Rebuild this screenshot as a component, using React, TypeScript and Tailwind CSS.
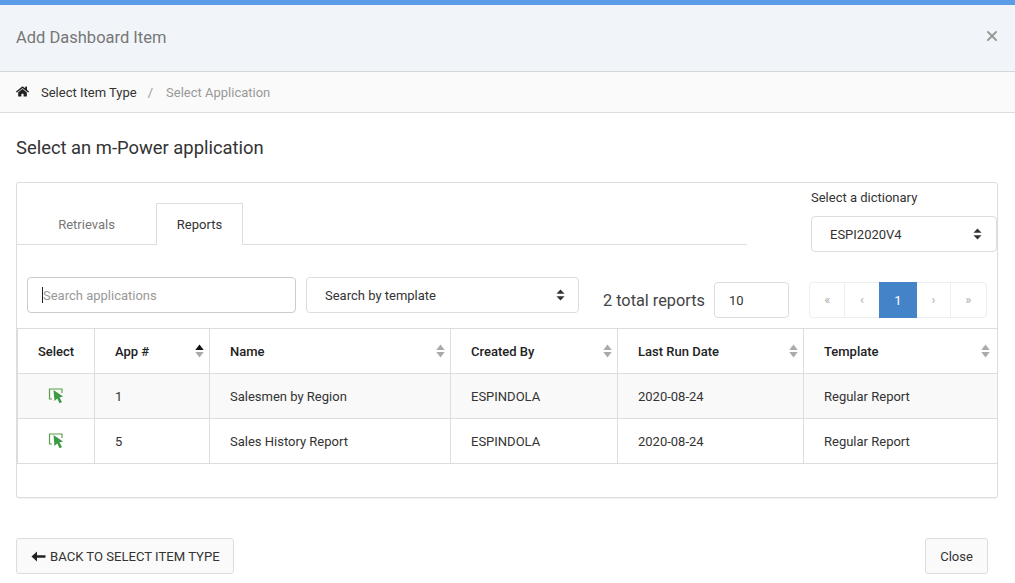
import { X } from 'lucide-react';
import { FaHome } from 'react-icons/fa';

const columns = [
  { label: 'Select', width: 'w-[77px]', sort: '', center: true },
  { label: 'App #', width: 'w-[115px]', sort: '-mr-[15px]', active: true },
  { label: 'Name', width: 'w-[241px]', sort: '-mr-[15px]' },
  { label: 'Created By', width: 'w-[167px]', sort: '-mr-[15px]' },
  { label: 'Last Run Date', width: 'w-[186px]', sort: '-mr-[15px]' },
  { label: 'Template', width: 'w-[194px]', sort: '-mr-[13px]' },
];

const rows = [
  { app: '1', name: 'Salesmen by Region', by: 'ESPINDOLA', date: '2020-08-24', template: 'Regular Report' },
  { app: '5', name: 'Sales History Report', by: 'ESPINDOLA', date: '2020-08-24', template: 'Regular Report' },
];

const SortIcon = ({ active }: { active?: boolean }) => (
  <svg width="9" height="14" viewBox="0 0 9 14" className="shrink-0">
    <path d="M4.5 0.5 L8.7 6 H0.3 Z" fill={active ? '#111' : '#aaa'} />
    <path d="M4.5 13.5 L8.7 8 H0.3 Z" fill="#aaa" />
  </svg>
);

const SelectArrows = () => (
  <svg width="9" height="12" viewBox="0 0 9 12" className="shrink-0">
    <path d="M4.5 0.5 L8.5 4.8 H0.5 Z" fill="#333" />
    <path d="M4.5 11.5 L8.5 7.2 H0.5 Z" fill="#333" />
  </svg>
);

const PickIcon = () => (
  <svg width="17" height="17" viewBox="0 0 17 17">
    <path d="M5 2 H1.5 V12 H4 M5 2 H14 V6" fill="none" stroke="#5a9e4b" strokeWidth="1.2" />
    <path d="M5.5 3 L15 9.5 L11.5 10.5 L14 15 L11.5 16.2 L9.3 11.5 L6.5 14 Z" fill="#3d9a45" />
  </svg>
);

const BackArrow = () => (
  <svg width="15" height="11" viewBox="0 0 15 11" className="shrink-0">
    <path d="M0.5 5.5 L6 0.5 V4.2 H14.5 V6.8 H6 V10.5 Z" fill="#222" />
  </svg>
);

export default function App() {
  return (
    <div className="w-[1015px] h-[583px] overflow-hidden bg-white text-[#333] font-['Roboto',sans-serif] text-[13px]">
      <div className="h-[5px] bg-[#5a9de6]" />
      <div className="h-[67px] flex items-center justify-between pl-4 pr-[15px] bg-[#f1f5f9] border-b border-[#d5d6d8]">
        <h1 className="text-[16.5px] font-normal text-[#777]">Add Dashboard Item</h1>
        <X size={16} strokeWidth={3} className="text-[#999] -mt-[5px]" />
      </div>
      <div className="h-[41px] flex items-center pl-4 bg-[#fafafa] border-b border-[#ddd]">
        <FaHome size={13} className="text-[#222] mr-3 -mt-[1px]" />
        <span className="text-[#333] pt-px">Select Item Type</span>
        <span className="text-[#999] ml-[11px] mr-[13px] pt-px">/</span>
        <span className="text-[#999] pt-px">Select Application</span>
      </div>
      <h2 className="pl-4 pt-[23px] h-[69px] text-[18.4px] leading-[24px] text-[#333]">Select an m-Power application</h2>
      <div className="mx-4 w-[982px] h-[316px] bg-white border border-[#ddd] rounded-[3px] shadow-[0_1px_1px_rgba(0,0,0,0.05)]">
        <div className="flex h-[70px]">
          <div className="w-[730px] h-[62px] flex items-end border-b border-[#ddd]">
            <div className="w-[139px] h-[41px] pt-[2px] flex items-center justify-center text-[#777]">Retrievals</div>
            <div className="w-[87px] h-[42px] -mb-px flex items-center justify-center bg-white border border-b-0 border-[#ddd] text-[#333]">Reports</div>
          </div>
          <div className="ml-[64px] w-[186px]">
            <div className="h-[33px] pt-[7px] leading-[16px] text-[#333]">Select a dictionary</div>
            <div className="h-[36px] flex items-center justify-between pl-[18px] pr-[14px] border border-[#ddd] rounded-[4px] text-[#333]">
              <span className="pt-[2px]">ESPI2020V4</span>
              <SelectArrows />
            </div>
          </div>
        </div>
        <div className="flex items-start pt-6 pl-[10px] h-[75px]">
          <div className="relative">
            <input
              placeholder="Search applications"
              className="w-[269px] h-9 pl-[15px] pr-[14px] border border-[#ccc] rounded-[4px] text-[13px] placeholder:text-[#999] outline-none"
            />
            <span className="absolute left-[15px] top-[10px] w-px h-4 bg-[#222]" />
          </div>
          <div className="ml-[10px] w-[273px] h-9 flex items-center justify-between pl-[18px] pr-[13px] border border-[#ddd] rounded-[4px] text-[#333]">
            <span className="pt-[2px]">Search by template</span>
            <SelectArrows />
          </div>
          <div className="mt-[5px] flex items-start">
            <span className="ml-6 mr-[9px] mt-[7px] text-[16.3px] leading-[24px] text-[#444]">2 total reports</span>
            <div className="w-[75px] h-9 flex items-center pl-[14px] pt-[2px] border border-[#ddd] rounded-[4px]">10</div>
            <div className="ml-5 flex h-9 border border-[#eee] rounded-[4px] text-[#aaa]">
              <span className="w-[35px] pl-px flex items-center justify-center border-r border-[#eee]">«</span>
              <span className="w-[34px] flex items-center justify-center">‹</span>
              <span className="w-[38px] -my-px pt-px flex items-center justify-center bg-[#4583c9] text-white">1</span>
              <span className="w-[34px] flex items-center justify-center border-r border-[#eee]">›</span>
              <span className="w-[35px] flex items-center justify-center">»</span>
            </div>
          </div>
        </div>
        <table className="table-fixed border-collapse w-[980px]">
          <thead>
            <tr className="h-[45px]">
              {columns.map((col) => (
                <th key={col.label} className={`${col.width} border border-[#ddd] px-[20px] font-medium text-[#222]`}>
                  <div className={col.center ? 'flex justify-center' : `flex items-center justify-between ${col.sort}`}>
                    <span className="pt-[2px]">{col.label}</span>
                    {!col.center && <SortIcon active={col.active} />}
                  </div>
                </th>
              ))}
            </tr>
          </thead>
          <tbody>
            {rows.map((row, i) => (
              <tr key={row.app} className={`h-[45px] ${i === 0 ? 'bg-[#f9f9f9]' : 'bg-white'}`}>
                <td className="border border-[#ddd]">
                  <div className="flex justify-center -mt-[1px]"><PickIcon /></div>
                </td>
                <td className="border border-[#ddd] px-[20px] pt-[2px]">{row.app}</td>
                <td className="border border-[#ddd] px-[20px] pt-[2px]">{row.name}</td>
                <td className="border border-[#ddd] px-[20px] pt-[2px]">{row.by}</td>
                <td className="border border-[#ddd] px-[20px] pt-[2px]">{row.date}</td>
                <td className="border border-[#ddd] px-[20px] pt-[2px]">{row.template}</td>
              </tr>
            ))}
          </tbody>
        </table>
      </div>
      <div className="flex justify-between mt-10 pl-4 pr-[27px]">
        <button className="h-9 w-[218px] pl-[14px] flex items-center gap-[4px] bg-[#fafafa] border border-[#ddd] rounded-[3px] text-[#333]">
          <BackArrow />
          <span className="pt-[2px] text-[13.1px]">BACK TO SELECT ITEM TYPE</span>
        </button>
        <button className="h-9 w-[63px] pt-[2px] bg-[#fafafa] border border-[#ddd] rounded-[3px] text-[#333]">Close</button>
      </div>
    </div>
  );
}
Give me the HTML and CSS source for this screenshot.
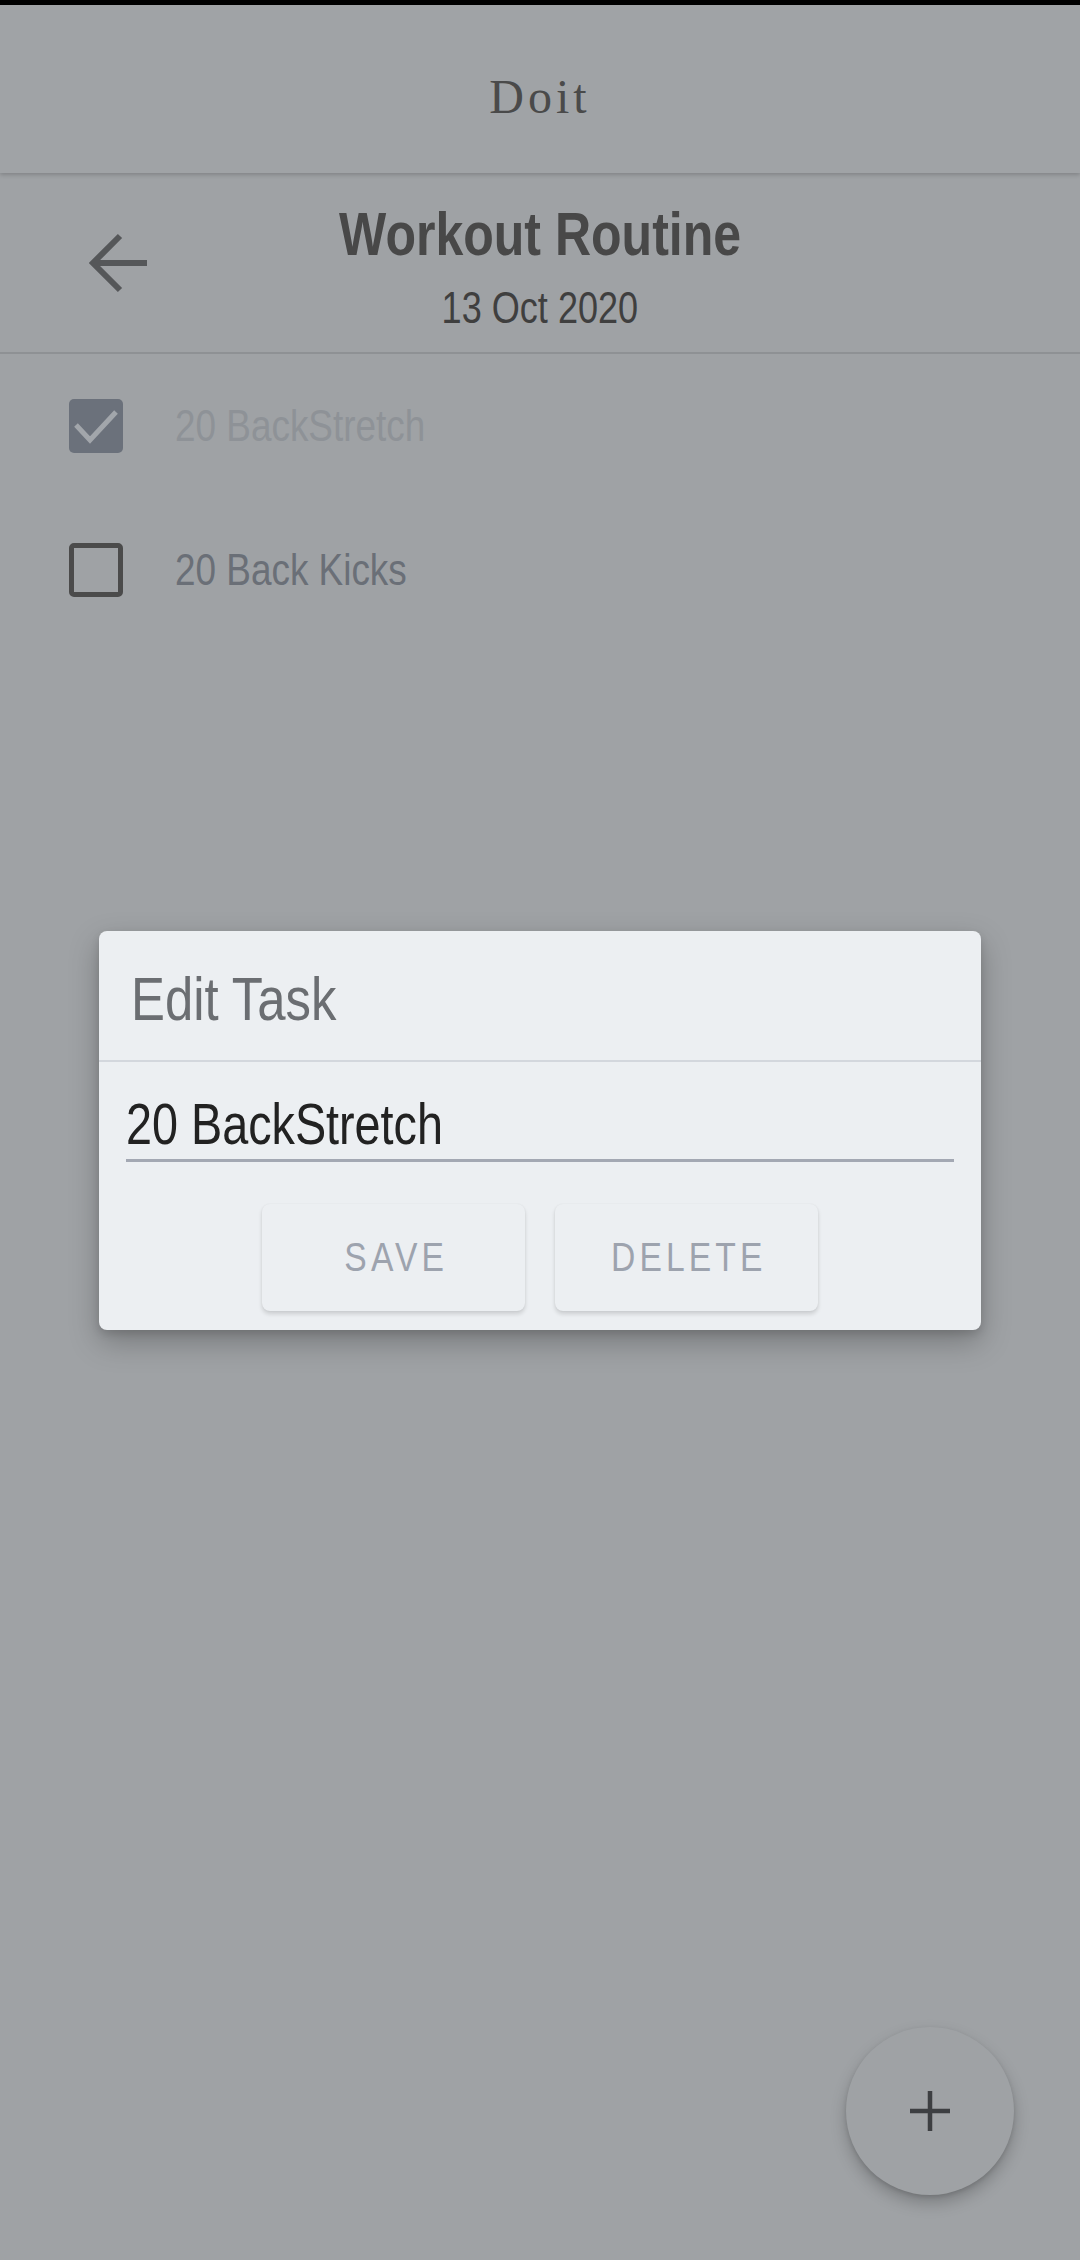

+---+

■ What needs to be done ■
Return each line where "this" shows up.

■ The solution ■
Rebuild this screenshot as a component, using React, TypeScript and Tailwind CSS.
Give me the HTML and CSS source for this screenshot.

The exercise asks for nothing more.